Joan Capaldi was vacuuming the living room of her Seneca Falls home when she felt something on her shoulder. She turned around, but there was no one there. She sensed, however, that God was giving her instructions.
"God spoke to me, but not like you and I are speaking. I didn’t hear it. I felt it," she recently told the Catholic Courier. "I felt God wanted me to go ahead and get a cancer thing going."
As a result of that request, Capaldi helped plan and host a pair of prayer services in Waterloo and Seneca Falls for patients and caregivers dealing with cancer, Alzheimer’s disease and dementia. That was two years ago, and the services were so well-received that St. Francis and St. Clare Parish is planning to host a pair of similar prayer services this fall, according to Lena Shipley, pastoral associate at the parish.
"From one parishioner’s inspiration it just blossomed into a beautiful, simple encounter with the Lord," she said.
St. Francis and St. Clare will hold a prayer service for patients, families and caregivers dealing with Alzheimer’s or dementia at 2 p.m. Sept. 8 at St. Patrick Church, which is located at 97 W. Bayard St. in Seneca Falls. The parish will hold a prayer service for cancer patients and their families and caregivers at 2:30 p.m. Oct. 6 at St. Mary Church, which is located at 35 Center St. in Waterloo. Each prayer service will include prayer, Scripture readings, songs and a guided meditation specific to either cancer or Alzheimer’s and dementia.
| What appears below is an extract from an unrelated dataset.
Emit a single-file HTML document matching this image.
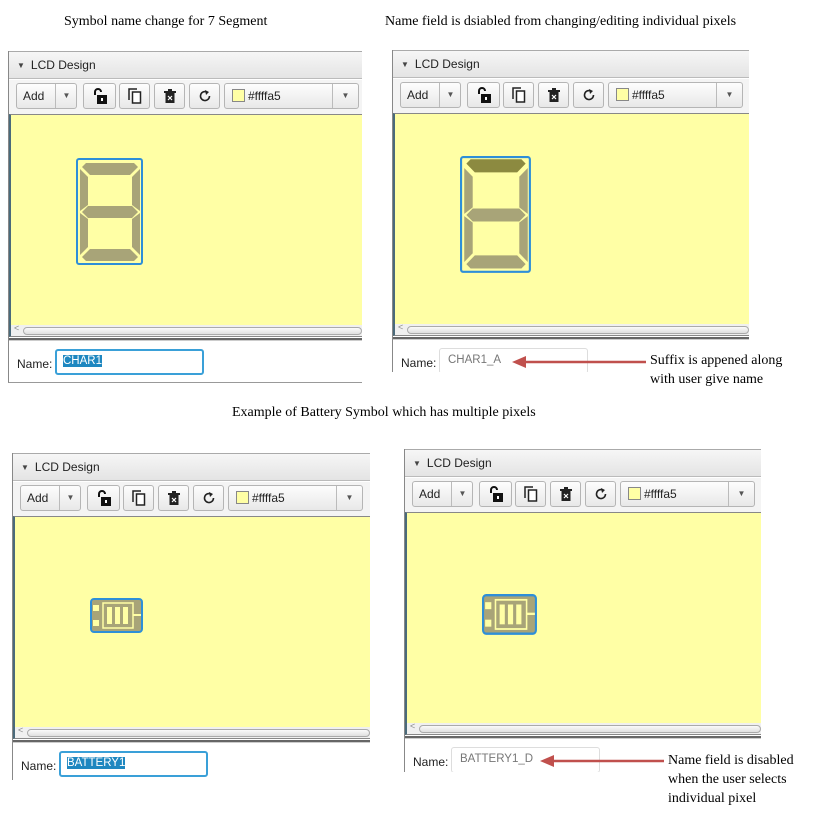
<!DOCTYPE html>
<html><head><meta charset="utf-8"><style>
*{box-sizing:border-box;margin:0;padding:0}
body{width:816px;height:820px;background:#fff;position:relative;overflow:hidden;font-family:"Liberation Sans",sans-serif}
.cap{position:absolute;font-family:"Liberation Serif",serif;font-size:14px;color:#000;white-space:nowrap}
.p{position:absolute;overflow:hidden;border-left:1px solid #888}
.hd{position:absolute;left:0;right:0;top:0;height:28px;background:linear-gradient(#f6f6f6,#e4e4e4);border-top:1px solid #aaa;border-bottom:1px solid #bbb;font-size:12px;color:#222;line-height:27px;padding-left:8px}
.hd span{font-size:8px;color:#444;margin-right:6px;vertical-align:1px}
.tb{position:absolute;left:0;right:0;top:29px;height:34px;background:#f4f4f4}
.b{position:absolute;top:3px;height:26px;border:1px solid #b5b5b5;border-radius:3px;background:linear-gradient(#fdfdfd,#e8e8e8);font-size:12px;color:#222;line-height:24px;text-align:center}
.b svg{position:absolute;left:50%;top:50%;transform:translate(-50%,-50%)}
.cv{position:absolute;left:0;right:0;top:63px;height:211px;background:#ffffa5;border-left:2px solid #4a6a7a;border-top:1px solid #888}
.sc{position:absolute;left:0;right:0;top:274px;height:12px;background:#f0f0f0;border-left:2px solid #4a6a7a;border-bottom:1px solid #888}
.sc i{position:absolute;left:12px;right:0;top:2px;height:8px;border:1px solid #aaa;border-radius:4px;background:linear-gradient(#fafafa,#e0e0e0)}
.sc b{position:absolute;left:3px;top:-2px;font-size:9px;color:#888;font-weight:normal}
.ln{position:absolute;left:0;right:0;top:287px;height:3px;background:#666;border-bottom:1px solid #ccc}
.nm{position:absolute;left:8px;top:306px;font-size:12px;color:#222}
.in{position:absolute;left:46px;top:298px;width:149px;height:26px;border:2px solid #3aa0d8;border-radius:3px;background:#fff;font-size:11.5px;padding:4px 6px}
.in span{background:#1e87c0;color:#fff}
.dis{border:1px solid #ddd;color:#777;padding:5px 8px}
</style></head><body>

<div class="cap" style="left:64px;top:14px">Symbol name change for 7 Segment</div>
<div class="cap" style="left:385px;top:14px">Name field is dsiabled from changing/editing individual pixels</div>
<div class="cap" style="left:232px;top:405px">Example of Battery Symbol which has multiple pixels</div>
<div class="cap" style="left:650px;top:351px;line-height:19px">Suffix is appened along<br>with user give name</div>
<div class="cap" style="left:668px;top:751px;line-height:19px">Name field is disabled<br>when the user selects<br>individual pixel</div>

<div class="p" style="left:8px;top:51px;width:354px;height:332px;border-bottom:1px solid #999">
 <div class="hd"><span>▼</span>LCD Design</div>
 <div class="tb">
  <div class="b" style="left:7px;width:61px;text-align:left;padding-left:6px">Add<span style="position:absolute;left:38px;top:0;height:24px;border-left:1px solid #bbb;width:22px;text-align:center;font-size:8px;color:#555">▼</span></div>
  <div class="b" style="left:74px;width:33px"><svg width="14" height="16" viewBox="0 0 14 16"><path d="M2 7V4a3 3 0 0 1 6 0" fill="none" stroke="#111" stroke-width="2"/><rect x="4" y="7" width="10" height="9" fill="#111"/><rect x="8" y="10" width="2" height="3" fill="#fff"/></svg></div>
  <div class="b" style="left:110px;width:31px"><svg width="14" height="16" viewBox="0 0 14 16"><path d="M1 12V1h8" fill="none" stroke="#222" stroke-width="1.5"/><rect x="4.5" y="4" width="8" height="11" fill="#fff" stroke="#222" stroke-width="1.5"/></svg></div>
  <div class="b" style="left:145px;width:31px"><svg width="12" height="14" viewBox="0 0 12 14"><rect x="4" y="0" width="4" height="2" fill="#222"/><rect x="0" y="2" width="12" height="2" fill="#222"/><rect x="1.5" y="4" width="9" height="10" fill="#222"/><path d="M4 7l4 4M8 7l-4 4" stroke="#fff" stroke-width="1.2"/></svg></div>
  <div class="b" style="left:180px;width:31px"><svg width="14" height="14" viewBox="0 0 14 14"><path d="M11.5 7A4.5 4.5 0 1 1 9 3" fill="none" stroke="#222" stroke-width="1.6"/><path d="M7 1l4 2-3 3z" fill="#222"/></svg></div>
  <div class="b" style="left:215px;width:135px;text-align:left;padding-left:7px"><span style="display:inline-block;width:13px;height:13px;background:#ffffa5;border:1px solid #888;vertical-align:-2px;margin-right:3px"></span>#ffffa5<span style="position:absolute;right:0;top:0;width:26px;height:24px;border-left:1px solid #bbb;font-size:8px;color:#555;text-align:center">▼</span></div>
 </div>
 <div class="cv">
  <svg style="position:absolute;left:65px;top:43px" width="68" height="108" viewBox="0 0 68 108">
   <rect x="1" y="1" width="65" height="105" rx="2" fill="none" stroke="#2e8fd8" stroke-width="2"/>
   <g fill="#a8a478"><polygon points="10,5 58,5 62,9 54,17 14,17 6,9"/><polygon points="4,11 12,19 12,47 4,53"/><polygon points="64,11 56,19 56,47 64,53"/><polygon points="12,48 56,48 62,54 56,60 12,60 6,54"/><polygon points="4,55 12,61 12,89 4,97"/><polygon points="64,55 56,61 56,89 64,97"/><polygon points="14,91 54,91 62,99 58,103 10,103 6,99"/></g>
  </svg>
 </div>
 <div class="sc"><b>&lt;</b><i></i></div>
 <div class="ln"></div>
 <div class="nm">Name:</div>
 <div class="in"><span>CHAR1</span></div>
</div>

<div class="p" style="left:392px;top:50px;width:357px;height:322px">
 <div class="hd"><span>▼</span>LCD Design</div>
 <div class="tb">
  <div class="b" style="left:7px;width:61px;text-align:left;padding-left:6px">Add<span style="position:absolute;left:38px;top:0;height:24px;border-left:1px solid #bbb;width:22px;text-align:center;font-size:8px;color:#555">▼</span></div>
  <div class="b" style="left:74px;width:33px"><svg width="14" height="16" viewBox="0 0 14 16"><path d="M2 7V4a3 3 0 0 1 6 0" fill="none" stroke="#111" stroke-width="2"/><rect x="4" y="7" width="10" height="9" fill="#111"/><rect x="8" y="10" width="2" height="3" fill="#fff"/></svg></div>
  <div class="b" style="left:110px;width:31px"><svg width="14" height="16" viewBox="0 0 14 16"><path d="M1 12V1h8" fill="none" stroke="#222" stroke-width="1.5"/><rect x="4.5" y="4" width="8" height="11" fill="#fff" stroke="#222" stroke-width="1.5"/></svg></div>
  <div class="b" style="left:145px;width:31px"><svg width="12" height="14" viewBox="0 0 12 14"><rect x="4" y="0" width="4" height="2" fill="#222"/><rect x="0" y="2" width="12" height="2" fill="#222"/><rect x="1.5" y="4" width="9" height="10" fill="#222"/><path d="M4 7l4 4M8 7l-4 4" stroke="#fff" stroke-width="1.2"/></svg></div>
  <div class="b" style="left:180px;width:31px"><svg width="14" height="14" viewBox="0 0 14 14"><path d="M11.5 7A4.5 4.5 0 1 1 9 3" fill="none" stroke="#222" stroke-width="1.6"/><path d="M7 1l4 2-3 3z" fill="#222"/></svg></div>
  <div class="b" style="left:215px;width:135px;text-align:left;padding-left:7px"><span style="display:inline-block;width:13px;height:13px;background:#ffffa5;border:1px solid #888;vertical-align:-2px;margin-right:3px"></span>#ffffa5<span style="position:absolute;right:0;top:0;width:26px;height:24px;border-left:1px solid #bbb;font-size:8px;color:#555;text-align:center">▼</span></div>
 </div>
 <div class="cv">
  <svg style="position:absolute;left:65px;top:42px" width="72" height="118" viewBox="0 0 68 108" preserveAspectRatio="none">
   <rect x="1" y="1" width="65" height="105" rx="2" fill="none" stroke="#2e8fd8" stroke-width="2"/>
   <g fill="#a8a478"><polygon points="4,11 12,19 12,47 4,53"/><polygon points="64,11 56,19 56,47 64,53"/><polygon points="12,48 56,48 62,54 56,60 12,60 6,54"/><polygon points="4,55 12,61 12,89 4,97"/><polygon points="64,55 56,61 56,89 64,97"/><polygon points="14,91 54,91 62,99 58,103 10,103 6,99"/></g>
   <polygon points="10,3 58,3 62,7 54,15 14,15 6,7" fill="#8c8a40"/>
  </svg>
 </div>
 <div class="sc"><b>&lt;</b><i></i></div>
 <div class="ln"></div>
 <div class="nm">Name:</div>
 <div class="in dis">CHAR1_A</div>
</div>

<div class="p" style="left:12px;top:453px;width:358px;height:327px">
 <div class="hd"><span>▼</span>LCD Design</div>
 <div class="tb">
  <div class="b" style="left:7px;width:61px;text-align:left;padding-left:6px">Add<span style="position:absolute;left:38px;top:0;height:24px;border-left:1px solid #bbb;width:22px;text-align:center;font-size:8px;color:#555">▼</span></div>
  <div class="b" style="left:74px;width:33px"><svg width="14" height="16" viewBox="0 0 14 16"><path d="M2 7V4a3 3 0 0 1 6 0" fill="none" stroke="#111" stroke-width="2"/><rect x="4" y="7" width="10" height="9" fill="#111"/><rect x="8" y="10" width="2" height="3" fill="#fff"/></svg></div>
  <div class="b" style="left:110px;width:31px"><svg width="14" height="16" viewBox="0 0 14 16"><path d="M1 12V1h8" fill="none" stroke="#222" stroke-width="1.5"/><rect x="4.5" y="4" width="8" height="11" fill="#fff" stroke="#222" stroke-width="1.5"/></svg></div>
  <div class="b" style="left:145px;width:31px"><svg width="12" height="14" viewBox="0 0 12 14"><rect x="4" y="0" width="4" height="2" fill="#222"/><rect x="0" y="2" width="12" height="2" fill="#222"/><rect x="1.5" y="4" width="9" height="10" fill="#222"/><path d="M4 7l4 4M8 7l-4 4" stroke="#fff" stroke-width="1.2"/></svg></div>
  <div class="b" style="left:180px;width:31px"><svg width="14" height="14" viewBox="0 0 14 14"><path d="M11.5 7A4.5 4.5 0 1 1 9 3" fill="none" stroke="#222" stroke-width="1.6"/><path d="M7 1l4 2-3 3z" fill="#222"/></svg></div>
  <div class="b" style="left:215px;width:135px;text-align:left;padding-left:7px"><span style="display:inline-block;width:13px;height:13px;background:#ffffa5;border:1px solid #888;vertical-align:-2px;margin-right:3px"></span>#ffffa5<span style="position:absolute;right:0;top:0;width:26px;height:24px;border-left:1px solid #bbb;font-size:8px;color:#555;text-align:center">▼</span></div>
 </div>
 <div class="cv">
  <svg style="position:absolute;left:75px;top:81px" width="54" height="36" viewBox="0 0 54 36">
   <rect x="1" y="1" width="51" height="33" rx="3" fill="#a8a478" stroke="#2e8fd8" stroke-width="2"/>
   <rect x="3" y="7" width="6" height="6" fill="#ffffa5"/><rect x="3" y="22" width="6" height="6" fill="#ffffa5"/>
   <rect x="13" y="5" width="30" height="25" fill="none" stroke="#ffffa5" stroke-width="1.5"/>
   <rect x="17" y="9" width="5" height="17" fill="#ffffa5"/><rect x="25" y="9" width="5" height="17" fill="#ffffa5"/><rect x="33" y="9" width="5" height="17" fill="#ffffa5"/>
   <rect x="43" y="16" width="8" height="2" fill="#ffffa5"/>
  </svg>
 </div>
 <div class="sc"><b>&lt;</b><i></i></div>
 <div class="ln"></div>
 <div class="nm">Name:</div>
 <div class="in"><span>BATTERY1</span></div>
</div>

<div class="p" style="left:404px;top:449px;width:357px;height:323px">
 <div class="hd"><span>▼</span>LCD Design</div>
 <div class="tb">
  <div class="b" style="left:7px;width:61px;text-align:left;padding-left:6px">Add<span style="position:absolute;left:38px;top:0;height:24px;border-left:1px solid #bbb;width:22px;text-align:center;font-size:8px;color:#555">▼</span></div>
  <div class="b" style="left:74px;width:33px"><svg width="14" height="16" viewBox="0 0 14 16"><path d="M2 7V4a3 3 0 0 1 6 0" fill="none" stroke="#111" stroke-width="2"/><rect x="4" y="7" width="10" height="9" fill="#111"/><rect x="8" y="10" width="2" height="3" fill="#fff"/></svg></div>
  <div class="b" style="left:110px;width:31px"><svg width="14" height="16" viewBox="0 0 14 16"><path d="M1 12V1h8" fill="none" stroke="#222" stroke-width="1.5"/><rect x="4.5" y="4" width="8" height="11" fill="#fff" stroke="#222" stroke-width="1.5"/></svg></div>
  <div class="b" style="left:145px;width:31px"><svg width="12" height="14" viewBox="0 0 12 14"><rect x="4" y="0" width="4" height="2" fill="#222"/><rect x="0" y="2" width="12" height="2" fill="#222"/><rect x="1.5" y="4" width="9" height="10" fill="#222"/><path d="M4 7l4 4M8 7l-4 4" stroke="#fff" stroke-width="1.2"/></svg></div>
  <div class="b" style="left:180px;width:31px"><svg width="14" height="14" viewBox="0 0 14 14"><path d="M11.5 7A4.5 4.5 0 1 1 9 3" fill="none" stroke="#222" stroke-width="1.6"/><path d="M7 1l4 2-3 3z" fill="#222"/></svg></div>
  <div class="b" style="left:215px;width:135px;text-align:left;padding-left:7px"><span style="display:inline-block;width:13px;height:13px;background:#ffffa5;border:1px solid #888;vertical-align:-2px;margin-right:3px"></span>#ffffa5<span style="position:absolute;right:0;top:0;width:26px;height:24px;border-left:1px solid #bbb;font-size:8px;color:#555;text-align:center">▼</span></div>
 </div>
 <div class="cv">
  <svg style="position:absolute;left:75px;top:81px" width="56" height="42" viewBox="0 0 54 36" preserveAspectRatio="none">
   <rect x="1" y="1" width="51" height="33" rx="3" fill="#a8a478" stroke="#2e8fd8" stroke-width="2"/>
   <rect x="3" y="7" width="6" height="6" fill="#ffffa5"/><rect x="3" y="22" width="6" height="6" fill="#ffffa5"/>
   <rect x="13" y="5" width="30" height="25" fill="none" stroke="#ffffa5" stroke-width="1.5"/>
   <rect x="17" y="9" width="5" height="17" fill="#ffffa5"/><rect x="25" y="9" width="5" height="17" fill="#ffffa5"/><rect x="33" y="9" width="5" height="17" fill="#ffffa5"/>
   <rect x="43" y="16" width="8" height="2" fill="#ffffa5"/>
  </svg>
 </div>
 <div class="sc"><b>&lt;</b><i></i></div>
 <div class="ln"></div>
 <div class="nm">Name:</div>
 <div class="in dis">BATTERY1_D</div>
</div>

<svg style="position:absolute;left:0;top:0;z-index:5" width="816" height="820">
<line x1="646" y1="362" x2="522" y2="362" stroke="#c0504d" stroke-width="2.5"/>
<polygon points="512,362 526,356 526,368" fill="#c0504d"/>
<line x1="664" y1="761" x2="550" y2="761" stroke="#c0504d" stroke-width="2.5"/>
<polygon points="540,761 554,755 554,767" fill="#c0504d"/>
</svg>

</body></html>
"I really do think (the services) are one of a kind. They are really powerful. We’ve got it on our schedule this year and I’m really thrilled," Shipley added.
After Capaldi was inspired to look into starting a prayer service for cancer patients and their families two years ago, she called Father Jim Fennessy, pastor, and told him about her idea. She expected him to brush off her suggestion but he didn’t, she recalled.
"He said absolutely we can do this," Capaldi said.
Capaldi, Shipley and Father Fennessy put their heads together and came up with an outline they thought the prayer service should follow. The resulting service began with a gathering song, followed by a welcome, an opening prayer, a Psalm and a reading from the Gospel. A cancer survivor shared a personal testimonial about relying on faith during trying times and then Shipley read a guided meditation that she’d written from the point of view of a cancer patient. She based the meditation on the New Testament story of a woman afflicted by a hemorrhage who believed she would be healed if she could just touch Jesus. Shipley likened the woman’s situation to that of cancer patients encountering Jesus in the contemporary world, she said.
After listening to the meditation, many in the church that day felt they’d truly encountered Jesus as well, Shipley added. After the meditation people were invited to come forward and write their prayer intentions in a book while the Litany of the Saints was sung. Father Fennessy then offered people the opportunity to receive anointing of the sick before closing the service with more prayer and song.
"People just walked away truly having encountered Jesus. The power flows from the sacrament and the guided meditation," Shipley said.
More than 100 people attended that prayer service, and even more probably would have come if they’d known what a powerful experience it would be, she added. The service went so well that Shipley, Capaldi and Father Fennessy brainstormed to determine whether parishioners had other spiritual needs that might be met through similar prayer services. They identified Alzheimer’s and dementia and immediately began planning another prayer service.
"I think most families have been touched by (those conditions) in one way or another, either directly or indirectly," explained Father Fennessy, whose own father suffered from Alzheimer’s for many years and whose mother attended the service. "I think special situations like that call for it. They affect one’s spirituality."
The second prayer service didn’t draw quite as many people, perhaps because those caring for people with Alzheimer’s or dementia often find it difficult to get out of the house and to church, he said. These caregivers and family members often are under a tremendous amount of stress, so this prayer service was just as much for them as it was for the patients, Shipley remarked. During the second prayer service Shipley read another guided meditation she’d written, this one from the perspective of someone with Alzheimer’s or dementia who thanks family members and caregivers for all their help despite the patient’s frequent silence.
"They also let their caregivers know, from the depths of that silence, that they have a new connection with God in their darkness and aloneness," Shipley said. "You could see (people) were visibly touched and it was a healing experience for them."
"It was very powerful. There were those who had tears," Father Fennessy added.